[AVAILABLE DATA start]

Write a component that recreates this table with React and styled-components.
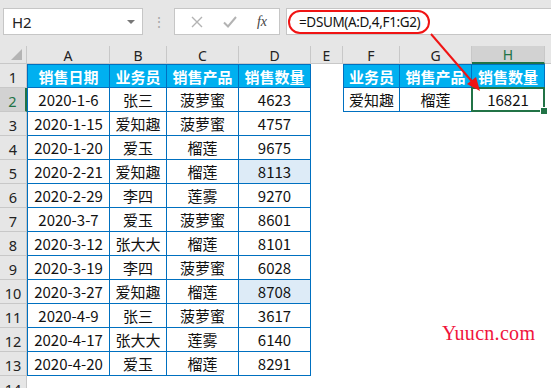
import React from 'react'
import styled, { createGlobalStyle } from 'styled-components'

const GlobalStyle = createGlobalStyle`
    html, body {
        margin: 0;
        padding: 0;
        background: #ffffff;
    }
    body {
        font-family: "Noto Sans", "Noto Sans CJK SC", sans-serif;
    }
`

// column I only peeks in at the right edge, so its letter stays off screen
const columns = ['A', 'B', 'C', 'D', 'E', 'F', 'G', 'H', '']

const sales = [
    ['2020-1-6', '张三', '菠萝蜜', '4623'],
    ['2020-1-15', '爱知趣', '菠萝蜜', '4757'],
    ['2020-1-20', '爱玉', '榴莲', '9675'],
    ['2020-2-21', '爱知趣', '榴莲', '8113', true],
    ['2020-2-29', '李四', '莲雾', '9270'],
    ['2020-3-7', '爱玉', '菠萝蜜', '8601'],
    ['2020-3-12', '张大大', '榴莲', '8101'],
    ['2020-3-19', '李四', '菠萝蜜', '6028'],
    ['2020-3-27', '爱知趣', '榴莲', '8708', true],
    ['2020-4-9', '张三', '菠萝蜜', '3617'],
    ['2020-4-17', '张大大', '莲雾', '6140'],
    ['2020-4-20', '爱玉', '榴莲', '8291'],
]

const headers = ['销售日期', '业务员', '销售产品', '销售数量']

const App = () => {
    return (
        <Page>
            <GlobalStyle />
            <FormulaBar>
                <NameBox>
                    <span>H2</span>
                    <Caret />
                </NameBox>
                <Dots>⋮</Dots>
                <ButtonBox>
                    <svg width="12" height="12" viewBox="0 0 12 12">
                        <path d="M1 1 L11 11 M11 1 L1 11" stroke="#b3b3b3" strokeWidth="1.4" fill="none" />
                    </svg>
                    <svg width="14" height="12" viewBox="0 0 14 12">
                        <path d="M1 6.5 L5 10.5 L13 1" stroke="#b3b3b3" strokeWidth="2" fill="none" />
                    </svg>
                    <Fx>fx</Fx>
                </ButtonBox>
                <FormulaInput>
                    <FormulaText>=DSUM(A:D,4,F1:G2)</FormulaText>
                    <Oval />
                </FormulaInput>
            </FormulaBar>

            <Sheet>
                <Corner><CornerMark /></Corner>
                {columns.map((c, i) => (
                    <ColHead key={i} $active={c === 'H'}>{c}</ColHead>
                ))}

                <RowHead>1</RowHead>
                {headers.map((h, i) => <Cell key={'a' + i} $head $first={i === 0} $top>{h}</Cell>)}
                <Blank />
                {headers.slice(1).map((h, i) => <Cell key={'f' + i} $head $first={i === 0} $top>{h}</Cell>)}
                <Blank />

                {sales.map((row, r) => (
                    <React.Fragment key={r}>
                        <RowHead $active={r === 0}>{r + 2}</RowHead>
                        <Cell $first>{row[0]}</Cell>
                        <Cell>{row[1]}</Cell>
                        <Cell>{row[2]}</Cell>
                        <Cell $fill={row[4]}>{row[3]}</Cell>
                        {r === 0 ? (
                            <>
                                <Blank />
                                <Cell $first>爱知趣</Cell>
                                <Cell>榴莲</Cell>
                                <Cell>
                                    16821
                                    <Selection><Handle /></Selection>
                                </Cell>
                                <Blank />
                            </>
                        ) : (
                            <Blank $span={5} />
                        )}
                    </React.Fragment>
                ))}

                <RowHead>14</RowHead>
                <Blank $span={9} />
            </Sheet>

            <Arrow width="551" height="388" viewBox="0 0 551 388">
                <path d="M431 34 L475 85" stroke="#f01414" strokeWidth="2" fill="none" />
                <path d="M480 91 L467 84 L476 77 Z" fill="#f01414" />
            </Arrow>

            <Watermark>Yuucn.com</Watermark>
        </Page>
    )
}

const Page = styled.div`
    position: relative;
    width: 551px;
    height: 388px;
    overflow: hidden;
    background: #ffffff;
`
const FormulaBar = styled.div`
    display: flex;
    align-items: flex-start;
    height: 46px;
    box-sizing: border-box;
    padding-top: 8px;
    background: #e6e6e6;
`
const NameBox = styled.div`
    display: flex;
    align-items: center;
    justify-content: space-between;
    box-sizing: border-box;
    width: 140px;
    height: 27px;
    margin-left: 3px;
    padding: 0 7px 0 8px;
    background: #ffffff;
    border: 1px solid #c6c6c6;
    font-size: 15px;
    color: #222222;
`
const Caret = styled.span`
    width: 0;
    height: 0;
    border-left: 4px solid transparent;
    border-right: 4px solid transparent;
    border-top: 4px solid #777777;
`
const Dots = styled.span`
    width: 31px;
    text-align: center;
    line-height: 27px;
    font-size: 14px;
    color: #a8a8a8;
`
const ButtonBox = styled.div`
    display: flex;
    align-items: center;
    justify-content: space-around;
    box-sizing: border-box;
    width: 106px;
    height: 27px;
    padding: 0 2px 0 6px;
    background: #ffffff;
    border: 1px solid #c6c6c6;
`
const Fx = styled.span`
    font-family: "Liberation Serif", serif;
    font-style: italic;
    font-size: 14px;
    color: #444444;
`
const FormulaInput = styled.div`
    position: relative;
    flex: 1;
    display: flex;
    align-items: center;
    box-sizing: border-box;
    height: 27px;
    margin-left: 6px;
    padding-left: 12px;
    background: #ffffff;
    border: 1px solid #c6c6c6;
    border-right: none;
`
const FormulaText = styled.span`
    font-size: 13.5px;
    letter-spacing: -0.35px;
    color: #111111;
`
const Oval = styled.span`
    position: absolute;
    left: 1px;
    top: 1px;
    width: 142px;
    height: 24px;
    box-sizing: border-box;
    border: 2px solid #f01414;
    border-radius: 12px;
`
const Sheet = styled.div`
    display: grid;
    grid-template-columns: 27px 83px 57px 72px 72px 32px 57px 72px 73px 73px;
    grid-template-rows: 18px repeat(14, 24px);
`
const Corner = styled.div`
    position: relative;
    background: #e6e6e6;
    border-right: 1px solid #c8c8c8;
    border-bottom: 1px solid #c8c8c8;
    box-sizing: border-box;
`
const CornerMark = styled.span`
    position: absolute;
    right: 4px;
    bottom: 3px;
    width: 0;
    height: 0;
    border-left: 11px solid transparent;
    border-bottom: 11px solid #b4b4b4;
`
const ColHead = styled.div`
    display: flex;
    align-items: center;
    justify-content: center;
    box-sizing: border-box;
    background: ${p => p.$active ? '#d2d2d2' : '#e6e6e6'};
    color: ${p => p.$active ? '#217346' : '#222222'};
    border-right: 1px solid #c8c8c8;
    border-bottom: ${p => p.$active ? '2px solid #217346' : '1px solid #c8c8c8'};
    font-size: 14px;
    padding-top: 1px;
`
const RowHead = styled.div`
    display: flex;
    align-items: flex-end;
    justify-content: center;
    box-sizing: border-box;
    padding-bottom: 1px;
    background: ${p => p.$active ? '#d2d2d2' : '#e6e6e6'};
    color: ${p => p.$active ? '#217346' : '#222222'};
    border-right: ${p => p.$active ? '2px solid #217346' : '1px solid #c8c8c8'};
    border-bottom: 1px solid #c8c8c8;
    font-size: 14.5px;
    line-height: 18px;
`
const Cell = styled.div`
    position: relative;
    display: flex;
    align-items: center;
    justify-content: center;
    box-sizing: border-box;
    background: ${p => p.$head ? '#00b0f0' : p.$fill ? '#ddebf7' : '#ffffff'};
    color: ${p => p.$head ? '#ffffff' : '#111111'};
    font-weight: ${p => p.$head ? 700 : 400};
    font-family: "Noto Sans CJK SC", "Noto Sans", sans-serif;
    font-size: 15px;
    border-right: 1px solid #0070c0;
    border-bottom: 1px solid #0070c0;
    border-left: ${p => p.$first ? '1px solid #0070c0' : 'none'};
    border-top: ${p => p.$top ? '1px solid #0070c0' : 'none'};
`
const Blank = styled.div`
    grid-column: span ${p => p.$span || 1};
    background: #ffffff;
`
const Selection = styled.span`
    position: absolute;
    left: -1px;
    top: -1px;
    right: -1px;
    bottom: -1px;
    border: 2px solid #217346;
`
const Handle = styled.span`
    position: absolute;
    right: -5px;
    bottom: -5px;
    width: 6px;
    height: 6px;
    background: #217346;
    border: 1px solid #ffffff;
`
const Arrow = styled.svg`
    position: absolute;
    left: 0;
    top: 0;
    pointer-events: none;
`
const Watermark = styled.span`
    position: absolute;
    left: 442px;
    top: 322px;
    font-family: "Liberation Serif", "DejaVu Serif", serif;
    font-size: 20px;
    letter-spacing: 0.3px;
    color: #f0143c;
`

export default App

[AVAILABLE DATA end]

**AIM OF THE TASK**
Without any pictures, reproduce the lines from the first one in the material through the line that has "const headers = ['销售日期', '业务员', '销售产品', '销售数量']", exactly as they appear.

**EXPECTED ANSWER**
Write a component that recreates this table with React and styled-components.
import React from 'react'
import styled, { createGlobalStyle } from 'styled-components'

const GlobalStyle = createGlobalStyle`
    html, body {
        margin: 0;
        padding: 0;
        background: #ffffff;
    }
    body {
        font-family: "Noto Sans", "Noto Sans CJK SC", sans-serif;
    }
`

// column I only peeks in at the right edge, so its letter stays off screen
const columns = ['A', 'B', 'C', 'D', 'E', 'F', 'G', 'H', '']

const sales = [
    ['2020-1-6', '张三', '菠萝蜜', '4623'],
    ['2020-1-15', '爱知趣', '菠萝蜜', '4757'],
    ['2020-1-20', '爱玉', '榴莲', '9675'],
    ['2020-2-21', '爱知趣', '榴莲', '8113', true],
    ['2020-2-29', '李四', '莲雾', '9270'],
    ['2020-3-7', '爱玉', '菠萝蜜', '8601'],
    ['2020-3-12', '张大大', '榴莲', '8101'],
    ['2020-3-19', '李四', '菠萝蜜', '6028'],
    ['2020-3-27', '爱知趣', '榴莲', '8708', true],
    ['2020-4-9', '张三', '菠萝蜜', '3617'],
    ['2020-4-17', '张大大', '莲雾', '6140'],
    ['2020-4-20', '爱玉', '榴莲', '8291'],
]

const headers = ['销售日期', '业务员', '销售产品', '销售数量']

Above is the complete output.